The research company states that the core reason to the low growth rate is the transition to consumer software. According to the report, 25% of the security software market is based on consumer software, which grew at a rate as small as 3% in 2013. In 2012, for reference, the growth rate of this segment was more than double – 6.2%.
Another trend affecting sales was the manufacturers’ tendency to spread to related fields in order to offer complete solutions to organizations, a tendency which diminished the differences between the companies and caused a minor reduction of prices. In addition, certain saturation on the client’s side was perceived at the developed countries, partially due to a common concept that free solutions now provide a sufficient protection against most cyber threats.
Most of the growth is sourced in the Asian regions and Euro-Asia (12.8% and 9.3%), and in China (11%). None the less, the majority of sales is still taking place in North America, Western Europe and the developed countries in Asia (83%). In these regions the growth rate was as small as 4.3%.

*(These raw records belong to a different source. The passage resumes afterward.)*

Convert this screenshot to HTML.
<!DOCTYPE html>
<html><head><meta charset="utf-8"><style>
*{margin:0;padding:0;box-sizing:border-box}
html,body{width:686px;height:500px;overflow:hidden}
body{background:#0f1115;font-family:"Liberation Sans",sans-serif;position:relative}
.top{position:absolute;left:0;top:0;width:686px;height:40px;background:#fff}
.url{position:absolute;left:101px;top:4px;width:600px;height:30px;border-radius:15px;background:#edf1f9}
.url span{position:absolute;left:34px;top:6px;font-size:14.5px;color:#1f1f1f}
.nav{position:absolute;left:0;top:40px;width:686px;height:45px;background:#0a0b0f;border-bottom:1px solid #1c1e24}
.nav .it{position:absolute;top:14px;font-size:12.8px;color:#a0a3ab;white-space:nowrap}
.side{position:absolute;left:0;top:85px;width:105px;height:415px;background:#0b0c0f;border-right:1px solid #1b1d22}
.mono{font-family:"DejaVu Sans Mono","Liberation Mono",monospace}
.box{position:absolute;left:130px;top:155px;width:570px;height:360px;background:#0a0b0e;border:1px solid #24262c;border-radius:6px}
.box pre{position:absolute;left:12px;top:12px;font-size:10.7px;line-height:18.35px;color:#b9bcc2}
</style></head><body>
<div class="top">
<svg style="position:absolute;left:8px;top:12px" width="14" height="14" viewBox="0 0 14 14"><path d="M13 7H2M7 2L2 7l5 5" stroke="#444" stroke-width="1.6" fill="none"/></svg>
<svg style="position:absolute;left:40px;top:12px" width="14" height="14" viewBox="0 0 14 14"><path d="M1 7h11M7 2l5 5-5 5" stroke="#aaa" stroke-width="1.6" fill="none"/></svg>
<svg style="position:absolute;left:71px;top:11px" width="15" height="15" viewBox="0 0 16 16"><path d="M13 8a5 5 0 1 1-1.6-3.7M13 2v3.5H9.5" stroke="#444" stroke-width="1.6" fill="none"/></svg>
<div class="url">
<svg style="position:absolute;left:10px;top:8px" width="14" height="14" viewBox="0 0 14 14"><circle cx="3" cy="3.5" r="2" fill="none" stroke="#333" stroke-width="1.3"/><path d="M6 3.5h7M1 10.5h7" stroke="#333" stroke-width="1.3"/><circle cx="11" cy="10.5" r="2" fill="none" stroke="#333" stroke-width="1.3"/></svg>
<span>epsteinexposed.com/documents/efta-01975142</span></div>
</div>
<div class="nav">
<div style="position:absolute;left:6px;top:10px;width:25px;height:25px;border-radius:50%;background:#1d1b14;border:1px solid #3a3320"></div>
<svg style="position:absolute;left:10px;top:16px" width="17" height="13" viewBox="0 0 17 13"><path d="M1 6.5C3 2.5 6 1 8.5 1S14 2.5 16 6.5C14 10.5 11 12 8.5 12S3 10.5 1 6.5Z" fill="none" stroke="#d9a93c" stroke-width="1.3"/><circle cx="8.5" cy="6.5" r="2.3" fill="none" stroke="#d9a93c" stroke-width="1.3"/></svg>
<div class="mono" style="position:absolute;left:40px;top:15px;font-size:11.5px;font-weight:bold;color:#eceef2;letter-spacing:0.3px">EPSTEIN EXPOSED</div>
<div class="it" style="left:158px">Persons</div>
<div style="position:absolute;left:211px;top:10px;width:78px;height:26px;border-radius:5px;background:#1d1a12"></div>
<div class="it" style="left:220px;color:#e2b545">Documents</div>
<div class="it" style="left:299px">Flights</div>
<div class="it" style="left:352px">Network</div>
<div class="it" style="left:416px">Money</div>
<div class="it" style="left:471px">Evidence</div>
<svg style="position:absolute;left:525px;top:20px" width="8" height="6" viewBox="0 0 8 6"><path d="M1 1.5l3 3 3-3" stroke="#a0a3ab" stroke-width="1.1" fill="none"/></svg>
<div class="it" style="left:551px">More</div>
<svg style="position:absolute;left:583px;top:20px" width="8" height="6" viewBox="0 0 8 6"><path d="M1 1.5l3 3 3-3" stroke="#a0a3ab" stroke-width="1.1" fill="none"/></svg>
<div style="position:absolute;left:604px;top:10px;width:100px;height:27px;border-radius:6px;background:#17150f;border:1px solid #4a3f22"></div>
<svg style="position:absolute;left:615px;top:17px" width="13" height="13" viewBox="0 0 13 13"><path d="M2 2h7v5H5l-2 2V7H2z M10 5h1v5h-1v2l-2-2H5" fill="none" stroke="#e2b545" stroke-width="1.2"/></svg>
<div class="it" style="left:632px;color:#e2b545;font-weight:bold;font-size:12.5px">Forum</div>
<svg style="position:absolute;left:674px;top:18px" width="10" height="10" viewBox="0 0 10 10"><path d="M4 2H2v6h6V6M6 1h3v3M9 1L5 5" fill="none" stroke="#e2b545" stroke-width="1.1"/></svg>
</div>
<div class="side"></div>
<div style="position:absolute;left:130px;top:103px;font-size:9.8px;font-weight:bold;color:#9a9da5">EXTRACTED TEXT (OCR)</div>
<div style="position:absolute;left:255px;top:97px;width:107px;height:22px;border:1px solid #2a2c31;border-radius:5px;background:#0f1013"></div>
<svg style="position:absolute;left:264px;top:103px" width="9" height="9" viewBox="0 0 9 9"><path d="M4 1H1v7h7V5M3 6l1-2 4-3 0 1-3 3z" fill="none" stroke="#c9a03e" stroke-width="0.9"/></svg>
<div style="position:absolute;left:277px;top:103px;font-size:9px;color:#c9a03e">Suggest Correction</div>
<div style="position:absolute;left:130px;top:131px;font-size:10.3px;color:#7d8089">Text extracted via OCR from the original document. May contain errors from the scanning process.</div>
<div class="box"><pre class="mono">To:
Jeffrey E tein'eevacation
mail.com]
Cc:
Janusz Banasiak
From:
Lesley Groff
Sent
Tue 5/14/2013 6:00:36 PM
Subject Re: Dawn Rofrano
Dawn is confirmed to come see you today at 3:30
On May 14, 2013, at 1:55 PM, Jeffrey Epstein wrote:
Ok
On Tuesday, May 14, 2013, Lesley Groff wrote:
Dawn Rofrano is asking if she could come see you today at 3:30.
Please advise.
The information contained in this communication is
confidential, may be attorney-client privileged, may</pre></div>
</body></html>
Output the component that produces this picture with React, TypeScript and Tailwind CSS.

Symantec continues to lead the market with 3.738 billion Dollar sales in 2013- A 0.3% decrease in comparison to 2012. McAfee made a 3.9% growth to a 1.675 billion USD sales, and retains the second place with a market share of 8.7%. IBM made a surprising leap to the third place at Trend Micro‘s expense with a 19.1% growth in sales and a total of 1.136 billion USD revenue, reflecting a market share of 5.7%.